[Data to use start]

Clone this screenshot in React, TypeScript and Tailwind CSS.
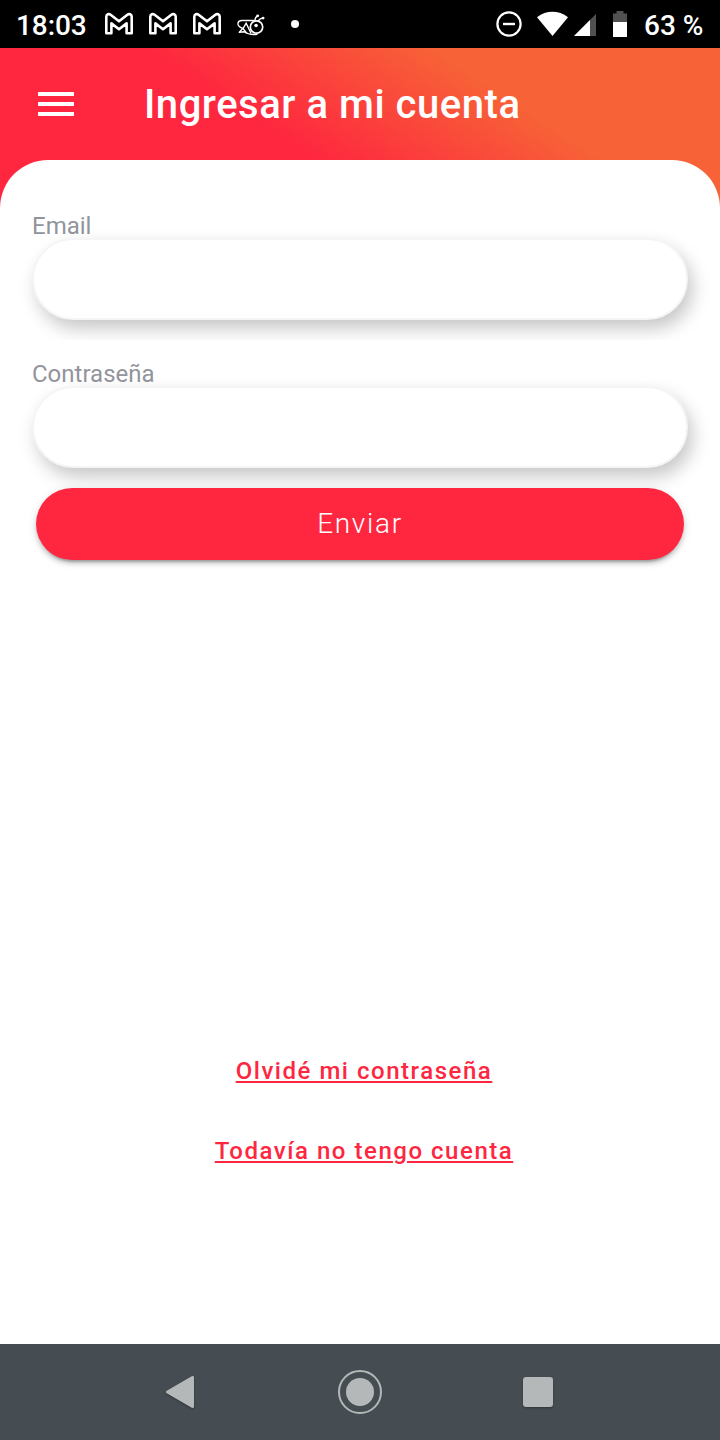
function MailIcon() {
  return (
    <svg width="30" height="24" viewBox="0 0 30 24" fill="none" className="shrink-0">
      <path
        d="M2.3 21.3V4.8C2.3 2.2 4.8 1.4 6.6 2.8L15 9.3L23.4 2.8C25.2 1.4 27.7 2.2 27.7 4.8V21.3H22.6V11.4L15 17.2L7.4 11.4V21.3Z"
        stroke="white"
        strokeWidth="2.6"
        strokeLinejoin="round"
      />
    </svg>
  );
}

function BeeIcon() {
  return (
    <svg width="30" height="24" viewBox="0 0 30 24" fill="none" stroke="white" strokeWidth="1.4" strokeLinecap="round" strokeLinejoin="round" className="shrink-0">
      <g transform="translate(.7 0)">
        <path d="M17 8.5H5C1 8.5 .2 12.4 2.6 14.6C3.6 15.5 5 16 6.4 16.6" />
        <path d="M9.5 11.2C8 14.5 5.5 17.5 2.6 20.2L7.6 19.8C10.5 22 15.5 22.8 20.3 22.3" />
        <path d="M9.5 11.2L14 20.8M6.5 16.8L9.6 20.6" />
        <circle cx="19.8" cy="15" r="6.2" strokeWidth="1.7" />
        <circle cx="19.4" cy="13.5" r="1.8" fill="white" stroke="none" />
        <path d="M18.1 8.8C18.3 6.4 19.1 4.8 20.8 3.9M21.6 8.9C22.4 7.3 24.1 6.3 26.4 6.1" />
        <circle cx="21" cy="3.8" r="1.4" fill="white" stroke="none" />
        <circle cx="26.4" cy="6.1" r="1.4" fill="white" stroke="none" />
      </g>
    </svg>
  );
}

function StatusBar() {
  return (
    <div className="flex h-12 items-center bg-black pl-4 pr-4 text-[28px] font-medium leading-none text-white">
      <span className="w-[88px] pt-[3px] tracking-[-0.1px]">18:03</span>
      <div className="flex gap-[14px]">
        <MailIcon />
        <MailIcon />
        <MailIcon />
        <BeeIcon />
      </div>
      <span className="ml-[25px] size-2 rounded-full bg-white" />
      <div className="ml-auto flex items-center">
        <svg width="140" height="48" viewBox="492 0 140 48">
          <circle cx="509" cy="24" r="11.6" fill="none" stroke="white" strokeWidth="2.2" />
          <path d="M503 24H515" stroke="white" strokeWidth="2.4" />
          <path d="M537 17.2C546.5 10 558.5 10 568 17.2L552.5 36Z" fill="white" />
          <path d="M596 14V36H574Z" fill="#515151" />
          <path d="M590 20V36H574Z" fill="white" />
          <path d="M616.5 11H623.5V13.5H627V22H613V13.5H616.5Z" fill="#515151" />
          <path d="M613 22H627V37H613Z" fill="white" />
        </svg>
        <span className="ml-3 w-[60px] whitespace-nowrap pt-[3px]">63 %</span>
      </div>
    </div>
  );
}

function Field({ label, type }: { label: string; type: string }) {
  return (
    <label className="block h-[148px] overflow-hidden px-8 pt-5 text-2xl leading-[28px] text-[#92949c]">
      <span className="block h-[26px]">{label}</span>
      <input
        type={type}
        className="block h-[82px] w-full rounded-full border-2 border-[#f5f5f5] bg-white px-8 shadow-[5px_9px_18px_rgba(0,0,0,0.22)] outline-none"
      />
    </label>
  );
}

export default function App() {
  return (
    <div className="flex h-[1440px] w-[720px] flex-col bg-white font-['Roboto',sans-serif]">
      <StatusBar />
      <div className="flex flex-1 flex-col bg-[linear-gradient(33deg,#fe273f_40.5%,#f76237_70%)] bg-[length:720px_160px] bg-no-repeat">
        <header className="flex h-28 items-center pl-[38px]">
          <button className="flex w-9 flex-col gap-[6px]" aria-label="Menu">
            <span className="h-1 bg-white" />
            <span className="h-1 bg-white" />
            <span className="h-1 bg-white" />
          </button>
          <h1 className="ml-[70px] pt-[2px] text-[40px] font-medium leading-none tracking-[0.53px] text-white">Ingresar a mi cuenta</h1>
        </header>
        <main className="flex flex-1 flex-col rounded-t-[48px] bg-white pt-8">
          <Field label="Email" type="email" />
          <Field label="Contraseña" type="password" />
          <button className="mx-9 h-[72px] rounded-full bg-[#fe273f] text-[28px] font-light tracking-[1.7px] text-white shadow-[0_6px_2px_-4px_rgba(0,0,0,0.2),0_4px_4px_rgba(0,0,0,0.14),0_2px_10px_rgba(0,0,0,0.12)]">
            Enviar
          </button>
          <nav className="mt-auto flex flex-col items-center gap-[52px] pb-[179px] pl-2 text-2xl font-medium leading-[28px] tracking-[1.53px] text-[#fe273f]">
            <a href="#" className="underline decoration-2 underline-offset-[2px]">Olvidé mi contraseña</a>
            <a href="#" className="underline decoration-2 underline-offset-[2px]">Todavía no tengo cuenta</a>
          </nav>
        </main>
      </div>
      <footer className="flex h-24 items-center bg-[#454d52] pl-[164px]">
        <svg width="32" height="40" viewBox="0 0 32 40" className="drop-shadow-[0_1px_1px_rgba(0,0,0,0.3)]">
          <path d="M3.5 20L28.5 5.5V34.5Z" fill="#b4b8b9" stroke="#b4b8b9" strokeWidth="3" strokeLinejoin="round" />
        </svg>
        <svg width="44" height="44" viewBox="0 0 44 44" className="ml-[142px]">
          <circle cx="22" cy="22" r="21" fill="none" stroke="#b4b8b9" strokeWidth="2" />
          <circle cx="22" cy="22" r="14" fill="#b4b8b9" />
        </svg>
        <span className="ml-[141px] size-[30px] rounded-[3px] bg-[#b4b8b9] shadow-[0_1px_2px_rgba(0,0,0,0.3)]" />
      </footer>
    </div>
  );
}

[Data to use end]
[Data to use start]

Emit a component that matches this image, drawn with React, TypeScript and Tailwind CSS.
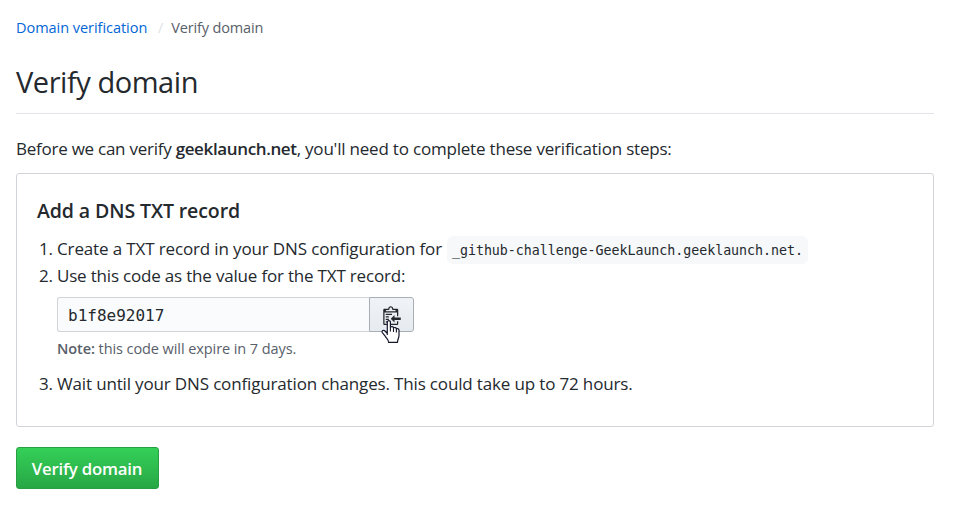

[Data to use end]

• **Exercise prompt**: Check each line above for "TypeScript" and return the ones that have it.

• **Full answer**:
Clone this screenshot in React, TypeScript and Tailwind CSS.
Emit a component that matches this image, drawn with React, TypeScript and Tailwind CSS.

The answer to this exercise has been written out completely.